Still, they have plenty to work on and, as they proved in previous years when they came up short in Munster, they are well capable of rebuilding their All-Ireland challenge into something really substantial.
"We played some good hurling at times. The last 10 minutes of the first half we played as we wanted to. We got quick ball into the forwards which worked well for us. It's disappointing to lose, but we can take positives. We'll be back strong, fitter and faster," said Waterford manager Michael Ryan.
For Tipperary, it was the culmination of a solid provincial campaign where they racked up three wins with improved performances each time. They still appear to be playing very much within themselves, which is a highly satisfactory situation to take into the All-Ireland semi-final.
There is, of course, every chance that the August 19 showdown will be against Kilkenny, a possibility which, according to Declan Ryan, hadn't even registered prior to yesterday's game.
"Our only focus was on the Waterford game. It had to be because they showed what they're capable of," he said. "The lads will go back to their clubs for a while now and then we'll start focusing on the semi-final and whoever our opponents are."
They will do from a position of real strength. Ryan admitted that he wasn't happy with the manner in which Tipperary started both halves, but there was an awful lot to admire about the rest of their game.
There's a huge sense of energy coursing through the team, and with such a talented bench applying constant pressure for places, Ryan is playing with an exceptionally strong hand.
Waterford don't have the same resources, but they still have enough big-day performers to trouble the best. They did that for a long time yesterday, but once their accuracy deserted them in the second half, they were always heading for defeat against slicker opposition who still have plenty of areas where they can improve.

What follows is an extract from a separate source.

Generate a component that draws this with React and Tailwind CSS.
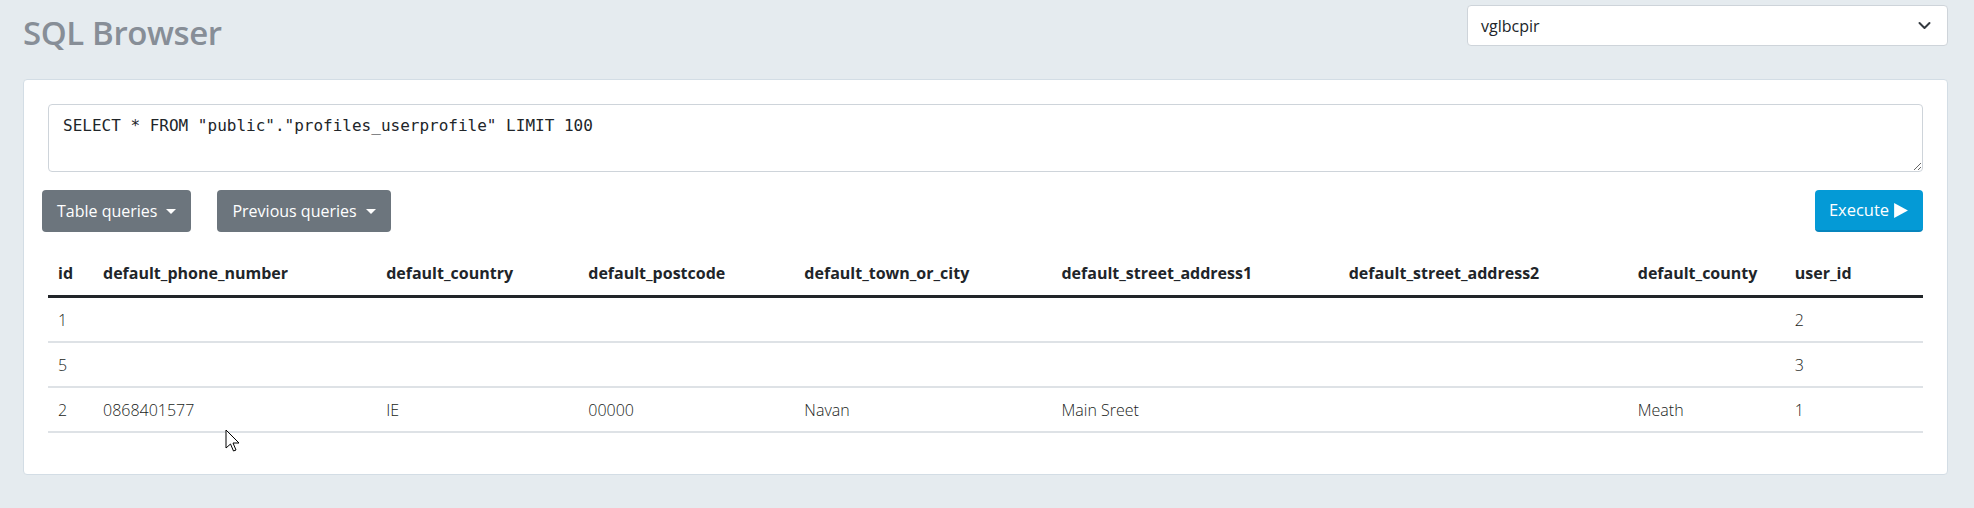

"We haven't played at our best so far," said Declan Ryan. Perhaps, but it was still good enough to rule Munster and head for Croke Park in a very positive frame of mind.
Scorers -- Tipperary: J O'Brien 1-3, S Bourke 1-1, E Kelly (2f), N McGrath 0-3 each, B O'Meara, P Bourke (2f) 0-2 each, Padraic Maher, S McGrath, M Cahill 0-1 each. Waterford: M Shanahan 0-8 (5f, 1'65'), J Mullane 0-3, S Walsh 0-2, Pauric Mahony, S Molumphy, E Kelly (f) 0-1 each.
Tipperary -- B Cummins 8; C O'Brien 6, P Curran 7, M Cahill 7; T Stapleton 7, C O'Mahony 7, Padraic Maher 8; B Maher 7, S McGrath 7; P Bourke 6, Patrick Maher 8, L Corbett 7; B O'Meara 7, J O'Brien 9, N McGrath 8. Subs: E Kelly 8 for Bourke (33), S Bourke 8 for O'Meara (51), D Maher for Stapleton (64), S Callanan for N McGrath (66).
Waterford -- S O'Keeffe 7; N Connors 7, L Lawlor 6, S Daniels 6; T Browne 7, M Walsh 7, K Moran 8; S Molumphy 7, Philip Mahony 6; M Shanahan 7, S Prendergast 7, Pauric Mahony 6; J Mullane 7, S Walsh 7, G O'Brien 5. Subs: E Kelly 5 for G O'Brien (45), P O'Brien 5 for Pauric Mahony (45), M O'Neill 5 for S Walsh (61), J Nagle for Browne (62).